By their junior year, the ring of Tunnel Club confederates was huge. Some 30 students had gained unauthorized entry into the school at some point. School officials soon suspected something was amiss and installed a motion-sensing, infrared camera in one of the underground thoroughfares. Culprits were caught on video tape in clear view, and the ring was finally exposed. Perpetrators included students at the highest levels of student government, athletics, and academic honors.

After that, the Tunnel Club ceased official operations. But the original six continued to make forays into the school, their eye on their original objective—the swimming pool. Time was running out, and they still hadn’t met their goal. During their senior year, in the spring of 1994, demolition crews began knocking down the walls that hid so much.
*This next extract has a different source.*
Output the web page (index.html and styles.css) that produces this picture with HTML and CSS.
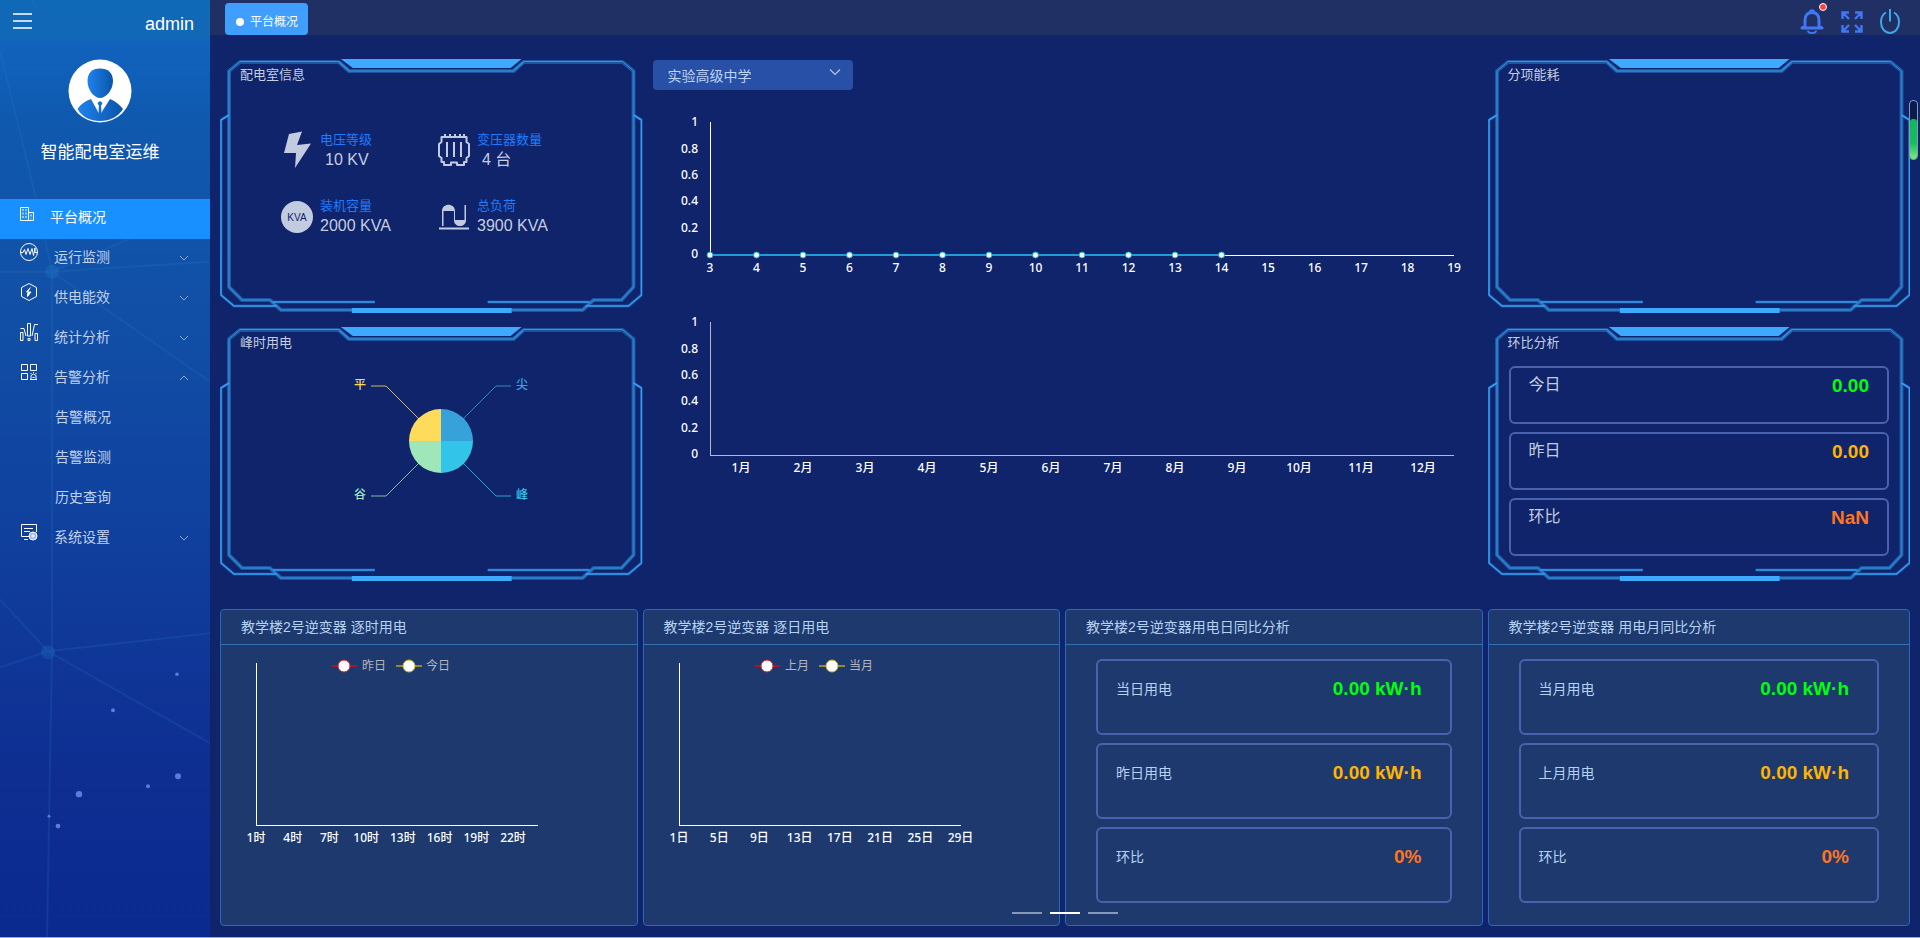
FILE: index.html
```html
<!DOCTYPE html>
<html lang="zh-CN">
<head>
<meta charset="utf-8">
<title>智能配电室运维</title>
<link rel="stylesheet" href="styles.css">
</head>
<body>
<svg class="defs" aria-hidden="true">
  <symbol id="frame" viewBox="0 0 423 254" preserveAspectRatio="none">
    <g fill="none" stroke-linejoin="round">
      <g stroke="#1c559f" stroke-width="4">
        <path d="M9 12 20 3H119L129 12H294L304 3H403L414 12V228L402 241H374L363 251H61L50 241H22L9 228Z"/>
      </g>
      <g stroke="#1a4b98" stroke-width="3">
        <path d="M9 56 1 61V236L14 247H57M53 243H155M414 56 422 61V236L409 247H366M370 243H268"/>
      </g>
      <path stroke="#2a7ccb" stroke-width="2" d="M9 12V228L22 241H50L61 251H363L374 241H402L414 228V12M119 3 129 12H294L304 3"/>
      <path stroke="#3496e8" stroke-width="1" d="M9 12 20 2.500H119L129 11M294 11 304 2.500H403L414 12"/>
      <path stroke="#37a0f5" stroke-width="1.500" d="M9 56 1 61V236L14 247H57M53 243H155M414 56 422 61V236L409 247H366M370 243H268"/>
    </g>
    <path fill="#3da9ff" d="M121 0H302L291 9H133ZM132 249H292V254H132Z"/>
  </symbol>
  <symbol id="chev" viewBox="0 0 10 10"><path d="M1 3 5 7 9 3" fill="none" stroke="currentColor"/></symbol>
</svg>

<div class="app">
  <aside class="sidebar">
    <svg class="stars" viewBox="0 0 210 938" preserveAspectRatio="none" aria-hidden="true">
      <g stroke="#2f86cf" fill="none" opacity=".16" stroke-width="2">
        <path d="M0 50 36 199 52 272 52 652 47 938M52 272H0M52 272 130 239M52 272 210 262M52 272 210 382M48 652 0 600M48 652 0 668M48 652 210 634M48 652 210 744M32 0 36 8"/>
      </g>
      <g fill="#2a8fd0" opacity=".2"><circle cx="52" cy="272" r="7"/><circle cx="48" cy="653" r="7"/></g>
      <g fill="#5d7bdc"><circle cx="177" cy="675" r="1.800"/><circle cx="113" cy="711" r="2"/><circle cx="178" cy="777" r="3"/><circle cx="148" cy="787" r="2"/><circle cx="79" cy="795" r="3.200"/><circle cx="49" cy="817" r="1.500"/><circle cx="58" cy="827" r="2.400"/></g>
    </svg>
    <div class="side-top">
      <button class="icon-btn" aria-label="折叠菜单"><svg width="20" height="16" viewBox="0 0 20 16"><path d="M0 1H19M0 8H19M0 15H19" stroke="#fff" stroke-width="1.400"/></svg></button>
      <span class="user">admin</span>
    </div>
    <div class="profile">
      <svg width="64" height="64" viewBox="0 0 64 64" aria-hidden="true">
        <defs><linearGradient id="av"><stop offset="0" stop-color="#1f82ee"/><stop offset="1" stop-color="#0a55a8"/></linearGradient></defs>
        <circle cx="32" cy="32" r="31.500" fill="#fff"/>
        <path fill="url(#av)" d="M32 9.500C40 9.500 45 14 45 22C45 31 38 39 32 39C26 39 19.500 31 19.500 22C19.500 14 24 9.500 32 9.500Z"/>
        <path fill="url(#av)" d="M23 40 29 51 31 47 29.500 44 32 42 34.500 44 33 47 35 51 42 40C47 42 52 46 55 50C50 58 42 62 32 62C22 62 14 58 9.500 50C13 45 17 42 23 40Z"/>
        <path fill="#fff" d="M29 51 31 46 30.500 54ZM35 51 33 46 33.500 54Z"/>
      </svg>
      <h1>智能配电室运维</h1>
    </div>
    <nav class="menu">
      <a href="#" class="item active"><svg class="mi" viewBox="0 0 18 18"><path d="M.5 2.500H8.500V15.500H.5ZM8.500 7.500H13.500V15.500H8.500" /><path stroke-dasharray="2 1.500" d="M3 4V14M6 4V14M11 9.500V13.500"/></svg><span>平台概况</span></a>
      <a href="#" class="item"><svg class="mi" viewBox="0 0 18 18"><circle cx="9" cy="9" r="8.500"/><path d="M1 9.500H3L4.500 6.500 6 11.500 8 5.500 10 11.500 12 5.500 13.500 12.500 15 5V9.500H17"/></svg><span>运行监测</span><svg class="arrow"><use href="#chev"/></svg></a>
      <a href="#" class="item"><svg class="mi" viewBox="0 0 18 18"><path d="M9 .5 16.500 4.500V13.500L9 17.500 1.500 13.500V4.500Z"/><path fill="#fff" d="M10.500 4.500 6.500 9H11L7.500 13.500V10.500"/></svg><span>供电能效</span><svg class="arrow"><use href="#chev"/></svg></a>
      <a href="#" class="item"><svg class="mi" viewBox="0 0 18 18"><path d="M.5 9.500H3V17.500H.5ZM7.500.5H10.500V13H7.500ZM15 10.500H17.500V17.500H15ZM8 15.500H10V17.500H8ZM.5 5.500H4L6 13M18 1.500H14.500L12 13"/></svg><span>统计分析</span><svg class="arrow"><use href="#chev"/></svg></a>
      <a href="#" class="item"><svg class="mi" viewBox="0 0 18 18"><path d="M1.500 1.500H7.500V7.500H1.500ZM10.500 1.500H16.500V7.500H10.500ZM1.500 10.500H7.500V16.500H1.500ZM10 16.500H17M11 16V12.500L13.500 11 16 12.500V16M12.500 14.500H14.500M13.500 9V10M10.500 10 11.500 11M16.500 10 15.500 11"/></svg><span>告警分析</span><svg class="arrow up"><use href="#chev"/></svg></a>
      <a href="#" class="item sub"><span>告警概况</span></a>
      <a href="#" class="item sub"><span>告警监测</span></a>
      <a href="#" class="item sub"><span>历史查询</span></a>
      <a href="#" class="item"><svg class="mi" viewBox="0 0 18 18"><path d="M9 13.500H1.500V1.500H16.500V9M4 5.500H13M4 8.500H10M4 16.500H8"/><circle cx="13" cy="13" r="4" fill="#9fb8e6"/><circle cx="13" cy="13" r="1.200"/></svg><span>系统设置</span><svg class="arrow"><use href="#chev"/></svg></a>
    </nav>
  </aside>

  <main class="main">
    <header class="topbar">
      <button class="tab"><i></i>平台概况</button>
      <div class="tools">
        <button class="icon-btn bell" aria-label="告警"><svg width="24" height="25" viewBox="0 0 24 25"><path d="M5 17V11C5 6 8 3.500 12 3.500C16 3.500 19 6 19 11V17L22 19H2Z" fill="none" stroke="#4077f5" stroke-width="3" stroke-linejoin="round"/><path d="M8 21.500A4 2.500 0 0 0 16 21.500M10 3C10 .5 14 .5 14 3" fill="none" stroke="#4077f5" stroke-width="2"/></svg><i class="badge"></i></button>
        <button class="icon-btn" aria-label="全屏"><svg width="22" height="24" viewBox="0 -2 22 24"><path d="M1.500 8V1.500H8M2 2 8 8M14 1.500H20.500V8M20 2 14 8M1.500 14V20.500H8M2 20 8 14M14 20.500H20.500V14M20 20 14 14" fill="none" stroke="#4077f5" stroke-width="2.400"/></svg></button>
        <button class="icon-btn" aria-label="退出"><svg width="20" height="25" viewBox="0 0 20 25"><path d="M6 3.500C2.500 5.500 1 9 1 13C1 19.500 5 24 10 24C15 24 19 19.500 19 13C19 9 17.500 5.500 14 3.500M10 0V12.500" fill="none" stroke="#3ca9ea" stroke-width="2"/></svg></button>
      </div>
    </header>

    <div class="content">
      <div class="upper">
        <div class="col">
          <section class="panel">
            <svg class="frame"><use href="#frame"/></svg>
            <h2>配电室信息</h2>
            <div class="stats">
              <div class="stat"><svg width="32" height="40" viewBox="0 0 32 40"><path fill="#c3cbe0" d="M8 4 21 1.500 16 15 30 13.500 14 38 15 23H3Z"/></svg><dl><dt>电压等级</dt><dd class="in">10 KV</dd></dl></div>
              <div class="stat"><svg width="32" height="40" viewBox="0 0 32 40"><path fill="none" stroke="#c3cbe0" stroke-width="2" stroke-linejoin="round" d="M3.500 7H28.500V12L31 14V26L28.500 28V32H26V35H19V32.500H13V35H6V32H3.500V28L1 26V14L3.500 12ZM7 7V4M12 7V4M17 7V4M22 7V4M26 7V4M9 12V27M16 12V27M23 12V27"/></svg><dl><dt>变压器数量</dt><dd class="in">4 台</dd></dl></div>
              <div class="stat"><svg width="32" height="40" viewBox="0 0 32 40"><circle cx="16" cy="21" r="16" fill="#c3cbe0"/><text class="kva" x="16" y="25">KVA</text></svg><dl><dt>装机容量</dt><dd>2000 KVA</dd></dl></div>
              <div class="stat"><svg width="32" height="40" viewBox="0 0 32 40"><path fill="#c3cbe0" fill-rule="evenodd" d="M4 30V15C4 6.500 17 6.500 17 15V24H26.500V9H28V24C28 32 16 32 16 24V15H5.500V30ZM1 31.500H31V33.500H1Z"/></svg><dl><dt>总负荷</dt><dd>3900 KVA</dd></dl></div>
            </div>
          </section>
          <section class="panel">
            <svg class="frame"><use href="#frame"/></svg>
            <h2>峰时用电</h2>
            <svg class="pie" width="200" height="128" viewBox="-100 -64 200 128">
              <path fill="#37a2da" d="M0 0V-32A32 32 0 0 1 32 0Z"/><path fill="#32c5e9" d="M0 0H32A32 32 0 0 1 0 32Z"/><path fill="#9fe6b8" d="M0 0V32A32 32 0 0 1 -32 0Z"/><path fill="#ffdb5c" d="M0 0H-32A32 32 0 0 1 0 -32Z"/>
              <g fill="none" opacity=".8"><path stroke="#37a2da" d="M22 -22 55 -55H70"/><path stroke="#32c5e9" d="M22 22 55 55H70"/><path stroke="#9fe6b8" d="M-22 22 -55 55H-70"/><path stroke="#ffdb5c" d="M-22 -22 -55 -55H-70"/></g>
              <text x="75" y="-52" fill="#37a2da">尖</text><text x="75" y="58" fill="#32c5e9">峰</text><text class="e" x="-75" y="58" fill="#9fe6b8">谷</text><text class="e" x="-75" y="-52" fill="#ffdb5c">平</text>
            </svg>
          </section>
        </div>

        <div class="center">
          <div class="picker"><select aria-label="站点"><option>实验高级中学</option></select><svg width="12" height="12" viewBox="0 0 12 12"><path d="M1 3.500 6 8.500 11 3.500" fill="none" stroke="#b9c6e2" stroke-width="1.200"/></svg></div>
          <svg class="chart" height="200">
            <g class="axis"><line x1="0" y1="0" x2="0" y2="133"/><line x1="0" y1="133" x2="100%" y2="133"/></g>
            <g class="e"><text x="-12" y="4">1</text><text x="-12" y="31">0.8</text><text x="-12" y="57">0.6</text><text x="-12" y="83">0.4</text><text x="-12" y="110">0.2</text><text x="-12" y="136">0</text></g>
            <line x1="0" y1="133" x2="68.750%" y2="133" stroke="#1d9fd4" stroke-width="2"/>
            <g fill="#fff" stroke="#1d9fd4"><circle cx="0" cy="133" r="3"/><circle cx="6.250%" cy="133" r="3"/><circle cx="12.500%" cy="133" r="3"/><circle cx="18.750%" cy="133" r="3"/><circle cx="25%" cy="133" r="3"/><circle cx="31.250%" cy="133" r="3"/><circle cx="37.500%" cy="133" r="3"/><circle cx="43.750%" cy="133" r="3"/><circle cx="50%" cy="133" r="3"/><circle cx="56.250%" cy="133" r="3"/><circle cx="62.500%" cy="133" r="3"/><circle cx="68.750%" cy="133" r="3"/></g>
            <g class="m"><text x="0" y="150">3</text><text x="6.250%" y="150">4</text><text x="12.500%" y="150">5</text><text x="18.750%" y="150">6</text><text x="25%" y="150">7</text><text x="31.250%" y="150">8</text><text x="37.500%" y="150">9</text><text x="43.750%" y="150">10</text><text x="50%" y="150">11</text><text x="56.250%" y="150">12</text><text x="62.500%" y="150">13</text><text x="68.750%" y="150">14</text><text x="75%" y="150">15</text><text x="81.250%" y="150">16</text><text x="87.500%" y="150">17</text><text x="93.750%" y="150">18</text><text x="100%" y="150">19</text></g>
          </svg>
          <svg class="chart" height="200">
            <g class="axis grey"><line x1="0" y1="0" x2="0" y2="133"/><line x1="0" y1="133" x2="100%" y2="133"/></g>
            <g class="e"><text x="-12" y="4">1</text><text x="-12" y="31">0.8</text><text x="-12" y="57">0.6</text><text x="-12" y="83">0.4</text><text x="-12" y="110">0.2</text><text x="-12" y="136">0</text></g>
            <g class="m"><text x="4.167%" y="150">1月</text><text x="12.500%" y="150">2月</text><text x="20.833%" y="150">3月</text><text x="29.167%" y="150">4月</text><text x="37.500%" y="150">5月</text><text x="45.833%" y="150">6月</text><text x="54.167%" y="150">7月</text><text x="62.500%" y="150">8月</text><text x="70.833%" y="150">9月</text><text x="79.167%" y="150">10月</text><text x="87.500%" y="150">11月</text><text x="95.833%" y="150">12月</text></g>
          </svg>
        </div>

        <div class="col">
          <section class="panel"><svg class="frame"><use href="#frame"/></svg><h2>分项能耗</h2></section>
          <section class="panel">
            <svg class="frame"><use href="#frame"/></svg>
            <h2>环比分析</h2>
            <div class="cards compact">
              <div class="card"><span>今日</span><b class="green">0.00</b></div>
              <div class="card"><span>昨日</span><b class="amber">0.00</b></div>
              <div class="card"><span>环比</span><b class="red">NaN</b></div>
            </div>
          </section>
        </div>
      </div>

      <div class="lower">
        <section class="box">
          <h2>教学楼2号逆变器 逐时用电</h2>
          <svg class="chart small" height="180">
            <g class="axis"><line x1="0" y1="0" x2="0" y2="162"/><line x1="0" y1="162" x2="100%" y2="162"/></g>
            <g class="legend"><path d="M76 3H101" stroke="#a5182b" stroke-width="2"/><circle cx="88" cy="3" r="6" stroke="#d0202c"/><text x="106" y="7">昨日</text><path d="M140 3H166" stroke="#948a33" stroke-width="2"/><circle cx="153" cy="3" r="6" stroke="#c9b520"/><text x="170" y="7">今日</text></g>
            <g class="m"><text x="0" y="179">1时</text><text x="13.043%" y="179">4时</text><text x="26.087%" y="179">7时</text><text x="39.130%" y="179">10时</text><text x="52.174%" y="179">13时</text><text x="65.217%" y="179">16时</text><text x="78.261%" y="179">19时</text><text x="91.304%" y="179">22时</text></g>
          </svg>
        </section>
        <section class="box">
          <h2>教学楼2号逆变器 逐日用电</h2>
          <svg class="chart small" height="180">
            <g class="axis"><line x1="0" y1="0" x2="0" y2="162"/><line x1="0" y1="162" x2="100%" y2="162"/></g>
            <g class="legend"><path d="M76 3H101" stroke="#a5182b" stroke-width="2"/><circle cx="88" cy="3" r="6" stroke="#d0202c"/><text x="106" y="7">上月</text><path d="M140 3H166" stroke="#948a33" stroke-width="2"/><circle cx="153" cy="3" r="6" stroke="#c9b520"/><text x="170" y="7">当月</text></g>
            <g class="m"><text x="0" y="179">1日</text><text x="14.286%" y="179">5日</text><text x="28.571%" y="179">9日</text><text x="42.857%" y="179">13日</text><text x="57.143%" y="179">17日</text><text x="71.429%" y="179">21日</text><text x="85.714%" y="179">25日</text><text x="100%" y="179">29日</text></g>
          </svg>
        </section>
        <section class="box">
          <h2>教学楼2号逆变器用电日同比分析</h2>
          <div class="cards">
            <div class="card"><span>当日用电</span><b class="green">0.00 kW·h</b></div>
            <div class="card"><span>昨日用电</span><b class="amber">0.00 kW·h</b></div>
            <div class="card"><span>环比</span><b class="red">0%</b></div>
          </div>
        </section>
        <section class="box">
          <h2>教学楼2号逆变器 用电月同比分析</h2>
          <div class="cards">
            <div class="card"><span>当月用电</span><b class="green">0.00 kW·h</b></div>
            <div class="card"><span>上月用电</span><b class="amber">0.00 kW·h</b></div>
            <div class="card"><span>环比</span><b class="red">0%</b></div>
          </div>
        </section>
        <div class="pager"><button aria-label="第1页"></button><button class="on" aria-label="第2页"></button><button aria-label="第3页"></button></div>
      </div>
    </div>
    <div class="gauge" aria-hidden="true"><i></i></div>
  </main>
</div>
</body>
</html>
```
FILE: styles.css
```css
* { box-sizing: border-box; }
body { margin: 0; background: #0f246b; color: #c6cde0; font: 14px/20px "Liberation Sans", "Noto Sans CJK SC", sans-serif; }
h1, h2, dl, dd { margin: 0; font-weight: 400; }
button { border: 0; padding: 0; background: none; font: inherit; color: inherit; cursor: pointer; }
svg { display: block; }
.defs { position: absolute; width: 0; height: 0; }
.icon-btn { display: flex; }

.app { display: flex; min-height: 100vh; border-bottom: 1px solid #8fb0c4; }

/* Sidebar */
.sidebar {
  position: relative; flex: none; width: 210px;
  background: linear-gradient(180deg, #1069b6 0, #1168b7 4%, #1162bd 5%, #0f59ae 13%, #1055ab 22%, #1150a6 32%, #1047a2 46%, #103e9d 60%, #0f3899 68%, #0e2e92 82%, #0b2a90 100%);
}
.stars { position: absolute; inset: 0; width: 100%; height: 100%; }
.side-top, .profile, .menu { position: relative; }
.side-top { display: flex; justify-content: space-between; align-items: flex-start; padding: 13px 16px 0 13px; }
.user { font-size: 18px; line-height: 22px; color: #fff; }
.profile { display: flex; flex-direction: column; align-items: center; padding: 24px 10px 33px 0; }
.profile h1 { margin-top: 17px; font-size: 17px; line-height: 26px; color: #fff; }
.menu { display: flex; flex-direction: column; }
.item { display: flex; align-items: center; height: 40px; padding: 0 21px 0 20px; color: #c0d1ea; text-decoration: none; }
.item span { flex: 1; margin-left: 16px; line-height: 36px; height: 40px; }
.mi { width: 18px; height: 18px; margin-bottom: 14px; fill: none; stroke: #fff; stroke-width: 1; }
.arrow { width: 10px; height: 10px; margin-bottom: 3px; color: #8fa6cf; }
.up { transform: rotate(180deg); }
.sub span { margin-left: 35px; }
.active { background: #1890ff; color: #fff; }
.active .mi { margin-bottom: 10px; }
.active span { margin-left: 12px; }

/* Top bar */
.main { position: relative; flex: 1; min-width: 0; }
.topbar { display: flex; justify-content: space-between; align-items: flex-start; height: 35px; padding: 3px 20px 0 15px; background: #202f64; }
.tab { display: flex; align-items: center; gap: 6px; height: 32px; padding: 6px 10px 0 11px; border-radius: 4px; background: #409eff; color: #fff; font-size: 12px; }
.tab i { width: 8px; height: 8px; border-radius: 50%; background: #fff; }
.tools { display: flex; align-items: flex-start; gap: 17px; padding-top: 6px; }
.bell { position: relative; }
.badge { position: absolute; top: -6px; right: -3px; width: 8px; height: 8px; border: 1px solid #fff; border-radius: 50%; background: #ff4242; }

.content { padding: 24px 10px 11px; }
.upper { display: grid; grid-template-columns: 1fr 2fr 1fr; }
.col { display: grid; gap: 14px; align-content: start; }

/* Framed panels */
.panel { position: relative; min-height: 254px; padding: 6px 21px 15px 20px; }
.frame { position: absolute; inset: 0; width: 100%; height: 100%; }
.panel h2 { position: relative; font-size: 13px; line-height: 20px; }
.stats { position: relative; display: grid; grid-template-columns: 157px 1fr; row-gap: 26px; padding: 45px 0 0 41px; }
.stat { display: flex; gap: 7px; }
.stat dt { font-size: 13px; line-height: 20px; color: #1f7cff; }
.stat dd { font-size: 16px; line-height: 20px; }
.stat .in { text-indent: 5px; }
.pie { position: relative; margin: 24px auto 0; left: 10px; }
text { font: 500 12px "Noto Sans", "Noto Sans CJK SC", sans-serif; }
.e { text-anchor: end; }
.m { text-anchor: middle; }
.kva { font: 10px "Liberation Sans", sans-serif; text-anchor: middle; fill: #10246b; }

/* Charts */
.center { padding: 1px 34px 0 10px; }
.picker { position: relative; width: 200px; }
.picker select { display: block; width: 100%; height: 30px; padding: 2px 30px 0 15px; border: 0; border-radius: 4px; appearance: none; background: #2850a6; color: #bcd4f5; font: inherit; }
.picker svg { position: absolute; top: 6px; right: 12px; pointer-events: none; }
.chart { width: 100%; overflow: visible; fill: #fff; }
.center .chart { width: calc(100% - 57px); margin-left: 57px; }
.picker + .chart { margin-top: 32px; }
.axis { stroke: #fff; shape-rendering: crispEdges; }
.grey { stroke: #b4bac8; }
.legend { fill: #fff; }
.legend text { fill: #b3b6bf; font-weight: 400; }

/* Metric cards */
.cards { display: grid; gap: 8px; padding: 14px 30px 20px; }
.card { display: flex; justify-content: space-between; align-items: flex-start; min-height: 76px; padding: 18px 28px 0 18px; border: 2px solid #4a62ad; border-radius: 6px; color: #b5d1f3; }
.card b { font-size: 19px; line-height: 20px; }
.compact { position: relative; padding: 13px 0 0 1px; }
.compact .card { min-height: 58px; padding: 7px 18px 0; font-size: 16px; color: #c6cde0; }
.compact b { line-height: 22px; }
.green { color: #00ff0c; }
.amber { color: #ffb400; }
.red { color: #ff7420; }

/* Lower row */
.lower { position: relative; display: grid; grid-template-columns: repeat(4, 1fr); margin-top: 28px; }
.box { min-height: 317px; margin-right: 5px; border: 1px solid #2967c1; border-radius: 4px; background: #1e396e; }
.box:nth-child(4) { margin-right: 0; }
.box h2 { height: 35px; padding: 0 20px; border-bottom: 1px solid #3473b0; font-size: 14px; line-height: 34px; color: #b5d1f3; }
.box .small { width: calc(100% - 134px); margin: 18px 0 0 35px; }
.pager { position: absolute; left: 0; right: 0; bottom: 12px; display: flex; justify-content: center; gap: 8px; }
.pager button { width: 30px; height: 2px; background: #8a97b8; }
.pager .on { background: #fff; }

.gauge { position: absolute; top: 100px; right: 2px; width: 9px; height: 60px; padding-top: 18px; border: 1px solid #8c97b8; border-radius: 4px; background: #0a1b50; }
.gauge i { display: block; height: 100%; border-radius: 3px; background: linear-gradient(#0fb75c 0, #16bd5f 60%, #7dec7c 100%); }
```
By 1996, all parts of the school built before 1975 had been razed, and any firm evidence of the swimming pool ever existing with it. The boys have all moved on—one is a teacher, another a chief accountant for a well known online sales firm. There is a software engineer for a leading developer, and a US Special Forces Soldier. Some of their kids will be entering high school soon.

They all still have vivid and fond memories as members of the East High Tunnel Club, when they learned a lot about friendship, themselves, and the historic, noble building where they all went to school. §

Editor’s Note: Utah Stories does not condone nor recommend that high school students search for tunnels under their gymnasium and form clubs to that effect.*

*Unless you don’t get hurt and can get away it—then it’s totally fine.